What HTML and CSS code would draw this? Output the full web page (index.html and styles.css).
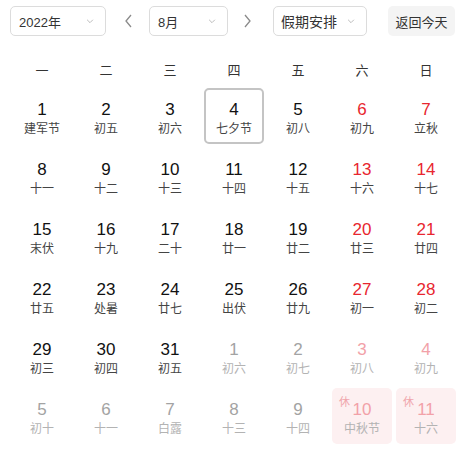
FILE: index.html
```html
<!DOCTYPE html>
<html lang="zh">
<head>
<meta charset="utf-8">
<link rel="stylesheet" href="styles.css">
</head>
<body>
<div class="cal">
  <div class="head">
    <div class="sel sel-year"><span>2022年</span><svg class="chev" viewBox="0 0 12 12"><path d="M2.5 4.5 L6 8 L9.5 4.5" /></svg></div>
    <svg class="arrow arrow-l" viewBox="0 0 12 16"><path d="M8 2 L3 8 L8 14" /></svg>
    <div class="sel sel-month"><span>8月</span><svg class="chev" viewBox="0 0 12 12"><path d="M2.5 4.5 L6 8 L9.5 4.5" /></svg></div>
    <svg class="arrow arrow-r" viewBox="0 0 12 16"><path d="M4 2 L9 8 L4 14" /></svg>
    <div class="sel sel-hol"><span>假期安排</span><svg class="chev" viewBox="0 0 12 12"><path d="M2.5 4.5 L6 8 L9.5 4.5" /></svg></div>
    <div class="btn">返回今天</div>
  </div>
  <div class="week">
    <div>一</div><div>二</div><div>三</div><div>四</div><div>五</div><div>六</div><div>日</div>
  </div>
  <div class="grid">
    <div class="cell"><b>1</b><i>建军节</i></div>
    <div class="cell"><b>2</b><i>初五</i></div>
    <div class="cell"><b>3</b><i>初六</i></div>
    <div class="cell today"><b>4</b><i>七夕节</i></div>
    <div class="cell"><b>5</b><i>初八</i></div>
    <div class="cell we"><b>6</b><i>初九</i></div>
    <div class="cell we"><b>7</b><i>立秋</i></div>

    <div class="cell"><b>8</b><i>十一</i></div>
    <div class="cell"><b>9</b><i>十二</i></div>
    <div class="cell"><b>10</b><i>十三</i></div>
    <div class="cell"><b>11</b><i>十四</i></div>
    <div class="cell"><b>12</b><i>十五</i></div>
    <div class="cell we"><b>13</b><i>十六</i></div>
    <div class="cell we"><b>14</b><i>十七</i></div>

    <div class="cell"><b>15</b><i>末伏</i></div>
    <div class="cell"><b>16</b><i>十九</i></div>
    <div class="cell"><b>17</b><i>二十</i></div>
    <div class="cell"><b>18</b><i>廿一</i></div>
    <div class="cell"><b>19</b><i>廿二</i></div>
    <div class="cell we"><b>20</b><i>廿三</i></div>
    <div class="cell we"><b>21</b><i>廿四</i></div>

    <div class="cell"><b>22</b><i>廿五</i></div>
    <div class="cell"><b>23</b><i>处暑</i></div>
    <div class="cell"><b>24</b><i>廿七</i></div>
    <div class="cell"><b>25</b><i>出伏</i></div>
    <div class="cell"><b>26</b><i>廿九</i></div>
    <div class="cell we"><b>27</b><i>初一</i></div>
    <div class="cell we"><b>28</b><i>初二</i></div>

    <div class="cell"><b>29</b><i>初三</i></div>
    <div class="cell"><b>30</b><i>初四</i></div>
    <div class="cell"><b>31</b><i>初五</i></div>
    <div class="cell other"><b>1</b><i>初六</i></div>
    <div class="cell other"><b>2</b><i>初七</i></div>
    <div class="cell other we"><b>3</b><i>初八</i></div>
    <div class="cell other we"><b>4</b><i>初九</i></div>

    <div class="cell other"><b>5</b><i>初十</i></div>
    <div class="cell other"><b>6</b><i>十一</i></div>
    <div class="cell other"><b>7</b><i>白露</i></div>
    <div class="cell other"><b>8</b><i>十三</i></div>
    <div class="cell other"><b>9</b><i>十四</i></div>
    <div class="cell other we hol"><span class="rest">休</span><b>10</b><i>中秋节</i></div>
    <div class="cell other we hol"><span class="rest">休</span><b>11</b><i>十六</i></div>
  </div>
</div>
</body>
</html>
```
FILE: styles.css
```css
* { box-sizing: border-box; }
html, body { margin: 0; padding: 0; background: #fff; }
body {
  font-family: "Liberation Sans", "Noto Sans CJK SC", sans-serif;
  color: #222;
}
.cal { width: 463px; padding: 6px 0 0 10px; }
.head {
  display: flex;
  align-items: center;
  height: 30px;
}
.sel {
  flex: none;
  height: 30px;
  border: 1px solid #dcdcdc;
  border-radius: 5px;
  display: flex;
  align-items: center;
  justify-content: space-between;
  padding: 0 10px 0 8px;
  font-size: 13px;
  color: #333;
  background: #fff;
}
.sel-year { width: 96px; }
.sel-month { width: 79px; }
.sel-hol { width: 94px; padding-left: 7px; font-size: 14px; }
.chev { width: 10px; height: 10px; }
.chev path { fill: none; stroke: #b0b0b0; stroke-width: 1; }
.arrow { flex: none; width: 12px; height: 16px; }
.arrow path { fill: none; stroke: #8a8a8a; stroke-width: 1.3; }
.arrow-l { margin: 0 14px 0 17px; }
.arrow-r { margin: 0 20px 0 13px; }
.btn {
  flex: none;
  margin-left: 21px;
  height: 30px;
  width: 67px;
  border-radius: 5px;
  background: #f4f4f4;
  font-size: 13px;
  color: #333;
  display: flex;
  align-items: center;
  justify-content: center;
}
.week {
  display: grid;
  grid-template-columns: repeat(7, 64px);
  height: 34px;
  margin-top: 16px;
  align-items: center;
  text-align: center;
  font-size: 13px;
  color: #333;
}
.grid {
  display: grid;
  grid-template-columns: repeat(7, 64px);
  grid-auto-rows: 60px;
}
.cell {
  position: relative;
  margin: 2px 2px;
  border-radius: 5px;
  display: flex;
  flex-direction: column;
  align-items: center;
  padding-top: 11px;
  border: 2px solid transparent;
}
.cell b {
  font-weight: normal;
  font-size: 17px;
  line-height: 18px;
  color: #111;
}
.cell i {
  font-style: normal;
  font-size: 12px;
  line-height: 14px;
  margin-top: 3px;
  color: #444;
}
.cell.we b { color: #e8262f; }
.cell.today { border-color: #c4c4c4; }
.cell.other b { color: #a3a3a3; }
.cell.other i { color: #b3b3b3; }
.cell.other.we b { color: #f2a1a8; }
.cell.hol { background: #fdf0f1; }
.rest {
  position: absolute;
  left: 5px;
  top: 3px;
  font-size: 11px;
  color: #f0a5ac;
}
```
###
Repeat the material above in full and exactly, apart from the pictures.

▸ The completed task:
What HTML and CSS code would draw this? Output the full web page (index.html and styles.css).
FILE: index.html
```html
<!DOCTYPE html>
<html lang="zh">
<head>
<meta charset="utf-8">
<link rel="stylesheet" href="styles.css">
</head>
<body>
<div class="cal">
  <div class="head">
    <div class="sel sel-year"><span>2022年</span><svg class="chev" viewBox="0 0 12 12"><path d="M2.5 4.5 L6 8 L9.5 4.5" /></svg></div>
    <svg class="arrow arrow-l" viewBox="0 0 12 16"><path d="M8 2 L3 8 L8 14" /></svg>
    <div class="sel sel-month"><span>8月</span><svg class="chev" viewBox="0 0 12 12"><path d="M2.5 4.5 L6 8 L9.5 4.5" /></svg></div>
    <svg class="arrow arrow-r" viewBox="0 0 12 16"><path d="M4 2 L9 8 L4 14" /></svg>
    <div class="sel sel-hol"><span>假期安排</span><svg class="chev" viewBox="0 0 12 12"><path d="M2.5 4.5 L6 8 L9.5 4.5" /></svg></div>
    <div class="btn">返回今天</div>
  </div>
  <div class="week">
    <div>一</div><div>二</div><div>三</div><div>四</div><div>五</div><div>六</div><div>日</div>
  </div>
  <div class="grid">
    <div class="cell"><b>1</b><i>建军节</i></div>
    <div class="cell"><b>2</b><i>初五</i></div>
    <div class="cell"><b>3</b><i>初六</i></div>
    <div class="cell today"><b>4</b><i>七夕节</i></div>
    <div class="cell"><b>5</b><i>初八</i></div>
    <div class="cell we"><b>6</b><i>初九</i></div>
    <div class="cell we"><b>7</b><i>立秋</i></div>

    <div class="cell"><b>8</b><i>十一</i></div>
    <div class="cell"><b>9</b><i>十二</i></div>
    <div class="cell"><b>10</b><i>十三</i></div>
    <div class="cell"><b>11</b><i>十四</i></div>
    <div class="cell"><b>12</b><i>十五</i></div>
    <div class="cell we"><b>13</b><i>十六</i></div>
    <div class="cell we"><b>14</b><i>十七</i></div>

    <div class="cell"><b>15</b><i>末伏</i></div>
    <div class="cell"><b>16</b><i>十九</i></div>
    <div class="cell"><b>17</b><i>二十</i></div>
    <div class="cell"><b>18</b><i>廿一</i></div>
    <div class="cell"><b>19</b><i>廿二</i></div>
    <div class="cell we"><b>20</b><i>廿三</i></div>
    <div class="cell we"><b>21</b><i>廿四</i></div>

    <div class="cell"><b>22</b><i>廿五</i></div>
    <div class="cell"><b>23</b><i>处暑</i></div>
    <div class="cell"><b>24</b><i>廿七</i></div>
    <div class="cell"><b>25</b><i>出伏</i></div>
    <div class="cell"><b>26</b><i>廿九</i></div>
    <div class="cell we"><b>27</b><i>初一</i></div>
    <div class="cell we"><b>28</b><i>初二</i></div>

    <div class="cell"><b>29</b><i>初三</i></div>
    <div class="cell"><b>30</b><i>初四</i></div>
    <div class="cell"><b>31</b><i>初五</i></div>
    <div class="cell other"><b>1</b><i>初六</i></div>
    <div class="cell other"><b>2</b><i>初七</i></div>
    <div class="cell other we"><b>3</b><i>初八</i></div>
    <div class="cell other we"><b>4</b><i>初九</i></div>

    <div class="cell other"><b>5</b><i>初十</i></div>
    <div class="cell other"><b>6</b><i>十一</i></div>
    <div class="cell other"><b>7</b><i>白露</i></div>
    <div class="cell other"><b>8</b><i>十三</i></div>
    <div class="cell other"><b>9</b><i>十四</i></div>
    <div class="cell other we hol"><span class="rest">休</span><b>10</b><i>中秋节</i></div>
    <div class="cell other we hol"><span class="rest">休</span><b>11</b><i>十六</i></div>
  </div>
</div>
</body>
</html>
```
FILE: styles.css
```css
* { box-sizing: border-box; }
html, body { margin: 0; padding: 0; background: #fff; }
body {
  font-family: "Liberation Sans", "Noto Sans CJK SC", sans-serif;
  color: #222;
}
.cal { width: 463px; padding: 6px 0 0 10px; }
.head {
  display: flex;
  align-items: center;
  height: 30px;
}
.sel {
  flex: none;
  height: 30px;
  border: 1px solid #dcdcdc;
  border-radius: 5px;
  display: flex;
  align-items: center;
  justify-content: space-between;
  padding: 0 10px 0 8px;
  font-size: 13px;
  color: #333;
  background: #fff;
}
.sel-year { width: 96px; }
.sel-month { width: 79px; }
.sel-hol { width: 94px; padding-left: 7px; font-size: 14px; }
.chev { width: 10px; height: 10px; }
.chev path { fill: none; stroke: #b0b0b0; stroke-width: 1; }
.arrow { flex: none; width: 12px; height: 16px; }
.arrow path { fill: none; stroke: #8a8a8a; stroke-width: 1.3; }
.arrow-l { margin: 0 14px 0 17px; }
.arrow-r { margin: 0 20px 0 13px; }
.btn {
  flex: none;
  margin-left: 21px;
  height: 30px;
  width: 67px;
  border-radius: 5px;
  background: #f4f4f4;
  font-size: 13px;
  color: #333;
  display: flex;
  align-items: center;
  justify-content: center;
}
.week {
  display: grid;
  grid-template-columns: repeat(7, 64px);
  height: 34px;
  margin-top: 16px;
  align-items: center;
  text-align: center;
  font-size: 13px;
  color: #333;
}
.grid {
  display: grid;
  grid-template-columns: repeat(7, 64px);
  grid-auto-rows: 60px;
}
.cell {
  position: relative;
  margin: 2px 2px;
  border-radius: 5px;
  display: flex;
  flex-direction: column;
  align-items: center;
  padding-top: 11px;
  border: 2px solid transparent;
}
.cell b {
  font-weight: normal;
  font-size: 17px;
  line-height: 18px;
  color: #111;
}
.cell i {
  font-style: normal;
  font-size: 12px;
  line-height: 14px;
  margin-top: 3px;
  color: #444;
}
.cell.we b { color: #e8262f; }
.cell.today { border-color: #c4c4c4; }
.cell.other b { color: #a3a3a3; }
.cell.other i { color: #b3b3b3; }
.cell.other.we b { color: #f2a1a8; }
.cell.hol { background: #fdf0f1; }
.rest {
  position: absolute;
  left: 5px;
  top: 3px;
  font-size: 11px;
  color: #f0a5ac;
}
```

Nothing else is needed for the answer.